As we near the mid-way point of 2011, there are some significant developments in the ongoing saga that is the town of Rehoboth; changes at the state's 911 call center; and a breakthrough for opponents of a massive wind turbine proposal in North Kingstown. Jim Hummel has the latest information.
As we near the midway point of 2011 we new new details on some of our investigations. Much of this year the focus has been the town of Rehoboth - its police department and politics. And every week, it seems, the story has taken a new twist.
Four months of controversy swirling around Police Chief Stephen Enos culminated in April, when the embattled chief was suspended - with pay - and stripped of his gun, badge, car, computer, cell phone...and booted out of his office at the police station.
Enos spent the next month working on a 30-page report rebutting charges leveled against him by his officers and has had several closed-door meetings with the selectmen. They are scheduled to meet again next month, but it's unlikely Enos will return to his job. Either way, the chief's contract expires in September.
Meanwhile, the newly-elected chairman of the selectmen's board, Mike Costello, finds himself defending allegations of conspiring nearly five years ago with his elderly mother to improperly obtain a home under the state's affordable housing program.
The state's inspector general leveled the charges in a 13-page report, but they carry no criminal weight. Costello - who has brushed off calls to step aside - says he has documentation to refute the charges and so far no other agency has pursued the matter.
In April we reported the 911 system in Rhode Island is chronically short-staffed, and that means hundreds of callers every week are being put on hol. This, despite a telephone surcharge that generates more than enough money to get the job done. Shortly after our story ran, officials made changes they hope will ease the problem.

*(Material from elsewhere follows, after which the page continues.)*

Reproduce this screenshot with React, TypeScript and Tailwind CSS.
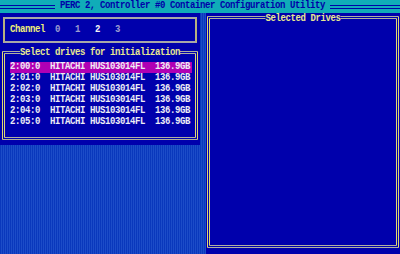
import type { ReactNode } from "react";

const rows = ["2:00:0", "2:01:0", "2:02:0", "2:03:0", "2:04:0", "2:05:0"];

// dithered desktop fill behind the windows
const dither =
  "bg-[image:repeating-linear-gradient(90deg,#0a38bc_0px,#0a38bc_1px,#1c4cc8_1px,#1c4cc8_2px)]";

// text-mode glyphs are narrow and tall: stretch a small mono font vertically
function T({ children, className = "" }: { children: ReactNode; className?: string }) {
  return <span className={`inline-block scale-y-[1.22] whitespace-pre ${className}`}>{children}</span>;
}

export default function App() {
  return (
    <div className="flex h-[254px] w-[400px] flex-col overflow-hidden bg-[#0000ac] font-['Liberation_Mono',monospace] text-[9px] font-bold leading-[11px] tracking-[-0.4px]">
      {/* title bar */}
      <header className="flex h-[13px] shrink-0 items-center bg-[#10acb8]">
        <div className="h-[4px] w-[55px] border-y border-[#0000a8]" />
        <T className="mx-[5px] text-[#0000a8]">PERC 2, Controller #0 Container Configuration Utility</T>
        <div className="h-[4px] flex-1 border-y border-[#0000a8]" />
      </header>

      <div className="flex min-h-0 flex-1">
        {/* left column */}
        <div className="flex w-[200px] flex-col">
          <div className="h-[132px] px-[2px] pt-[4px]">
            <div className="mx-[1px] flex h-[26px] items-center border-2 border-x-[#b8b080] border-y-[#a8a8a8] pl-[5px]">
              <T className="text-[#f0f078]">Channel  </T>
              <T className="text-[#9c9cd0]">0   1   </T>
              <T className="text-[#f4f4f4]">2   </T>
              <T className="text-[#9c9cd0]">3</T>
            </div>

            <div className="relative mt-[8px] h-[89px] border-[3px] border-double border-x-[#e0d870] border-y-[#b0b0a0] pl-[5px] pt-[8px]">
              <span className="absolute left-1/2 top-[-6px] -translate-x-1/2 bg-[#0000ac] text-[#e8e890]">
                <T>Select drives for initialization</T>
              </span>
              {rows.map((id, i) => (
                <div
                  key={id}
                  className={`h-[11px] w-[182px] text-[#ececf4] ${i === 0 ? "bg-[#b000b4]" : ""}`}
                >
                  <T>{`${id}  HITACHI HUS103014FL  136.9GB`}</T>
                </div>
              ))}
            </div>
          </div>
          <div className={`flex-1 ${dither}`} />
        </div>

        <div className={`w-[6px] ${dither}`} />

        {/* right column */}
        <div className="flex-1 px-[1px] pb-[6px] pt-[3px]">
          <div className="relative h-full border-[3px] border-double border-x-[#e0d870] border-y-[#b0b0a0]">
            <span className="absolute left-1/2 top-[-5px] -translate-x-1/2 bg-[#0000ac] text-[#e8e890]">
              <T>Selected Drives</T>
            </span>
          </div>
        </div>
      </div>
    </div>
  );
}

On many shifts 911 has been down to three or four people - in some cases half the number it should have. The state police major overseeing the system tells The Hummel Report he's received authorization to hire two more 911 operators, who should come on board this summer.
The agency has also rearranged shifts to help cover busy times and made more overtime available to existing operators since our story ran. The result has been a reduction in the number of calls being put on hold. But with summer vacations now kicking in, officials are keeping a close eye on that call volume.
Late last week, a major development in the North Kingstown wind turbine project we first reported in January. The Planning Commission was under fire for rewriting the town's ordinances allowing a proposed 427-footwind turbine on this property off Route 2. Now the commission effectively killed the project.
That's because the developer - also under public pressure - revised his plan. The commission determined that change made it a newproposal. Because the town council - reacting to an outcry from residents - put a moratorium on all new turbine projects, any revised project by Mark DePasquale would be on hold...at least until later this year.
Finally, an update to one of our first Hummel Report investigations about a building at the ACI sitting vacant, even though taxpayers had ponied up $17 million to rehabilitate it.
Prison Director A.T. Wall told us in November of 2009 he hoped to convert it to a women's facility. Well now, it's actually happened.
They hoped years ago to open it as a `reintegration' center - a place for 175 problem inmates nearing parole. Despite $17.5 million of taxpayer dollars in renovations it never opened, for a variety of reasons.
Earlier this year, hundreds of female inmates were finally transferred over from other facilities, including this crumbling one across the ACI complex. The new women's facility has a capacity of 213 inmates.